While an anonymous AFC executive famously called this year’s tight end class “not good at all” back in March, that doesn’t appear to be the consensus at this point, which is good news for the Patriots. The unexpected loss of Aaron Hernandez left New England thin at the position before the 2013 season, and the continuing injury woes of Rob Gronkowski have put TE near the top of the Pats’ wish list.
North Carolina’s Eric Ebron, who the aforementioned exec called “overrated”, has risen to the top of the TE board over the past weeks, and it’s now very unlikely that he’ll be available at 29. That still leaves plenty of talent on the board, most notably Jace Amaro of Texas Tech, an All-American last year who has been compared to Hernandez for his ability to play almost as a wide receiver more than a TE.
Austin Seferian-Jenkins of Washington entered the 2013 season as the prospective top TE in 2014, but has fallen behind Ebron and Amaro in most rankings.
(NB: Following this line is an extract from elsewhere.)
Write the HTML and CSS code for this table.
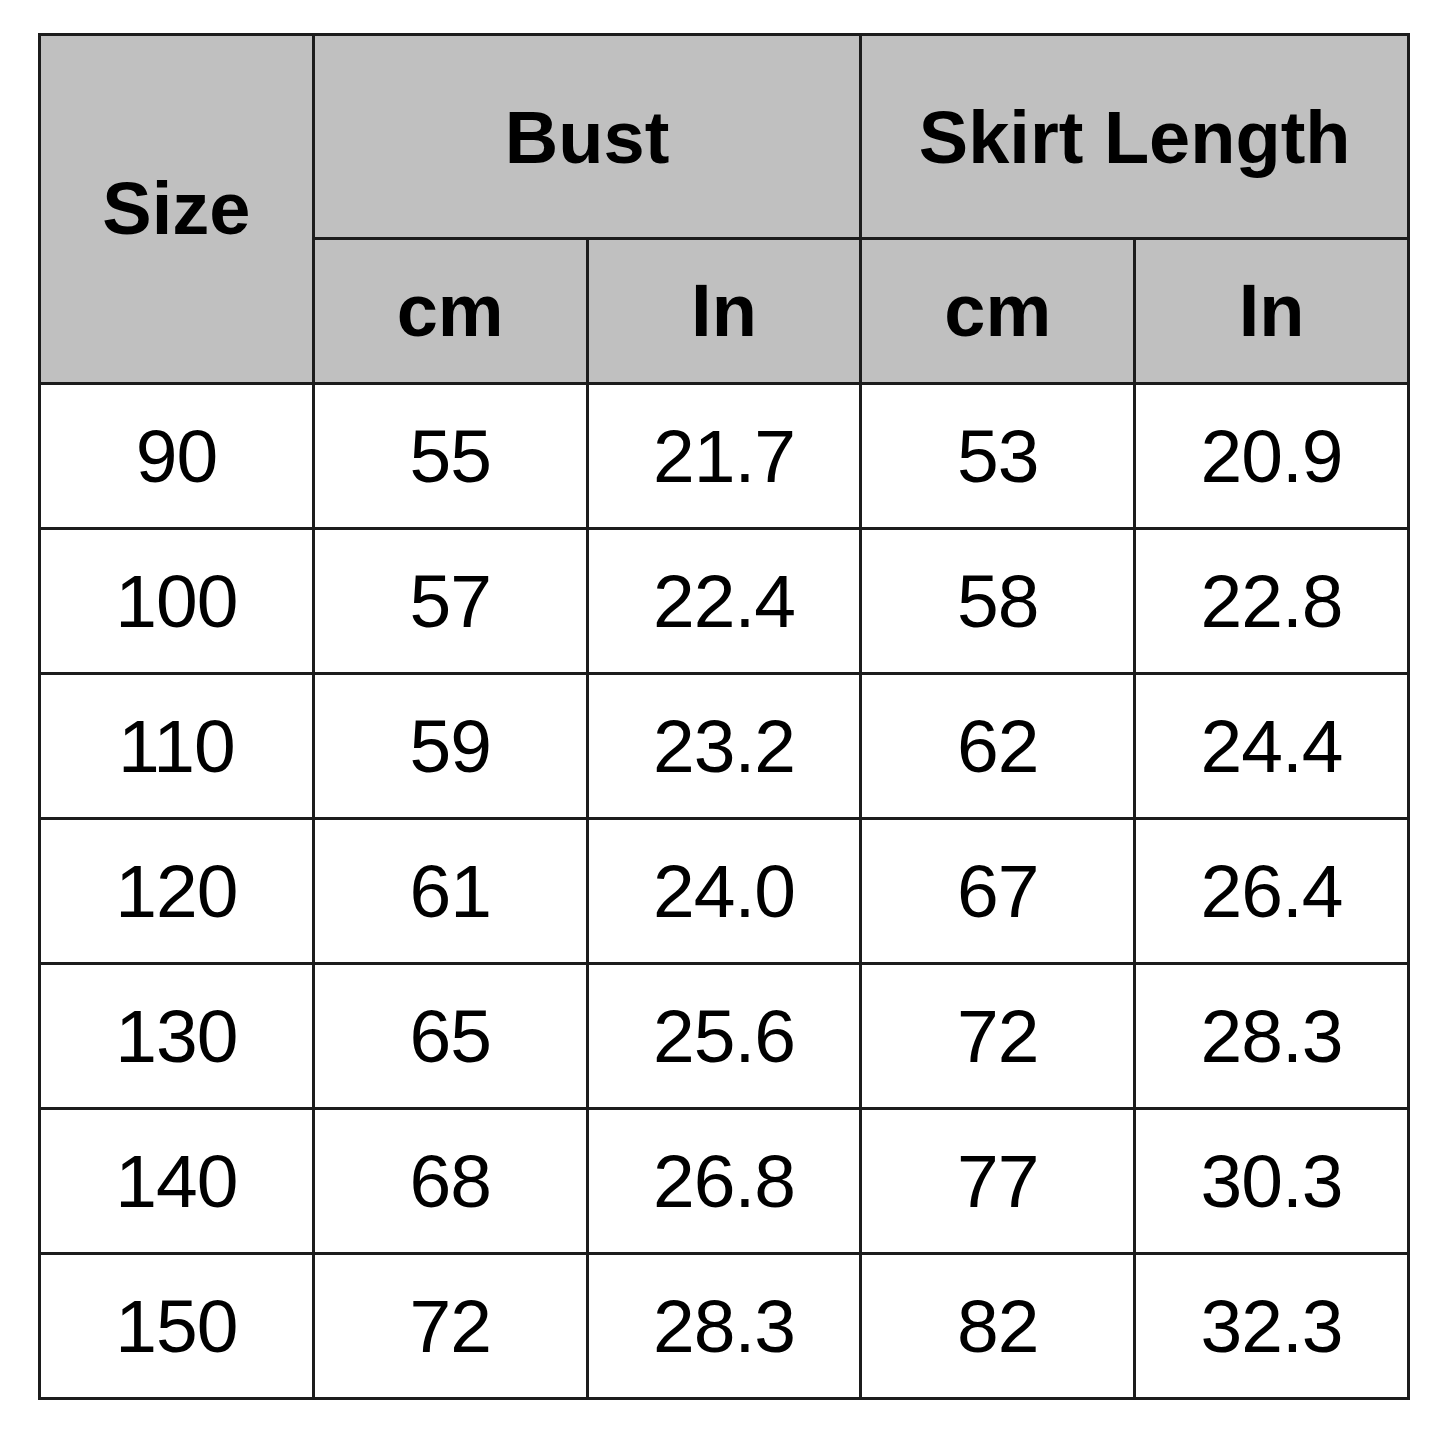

At 6’6″, 265 lbs, he’s a better blocker than the other two, but a worse receiver; with the Patriots in need of a pass-catching TE, they may pass on a player like Seferian-Jenkins.
Finally, Troy Niklas of Notre Dame is a player with tremendous upside, but he’s raw enough that he would probably be a reach in the first round. However, his potential could make him very appealing if the Patriots trade down into the early second round, and certainly if he’s available at number 62.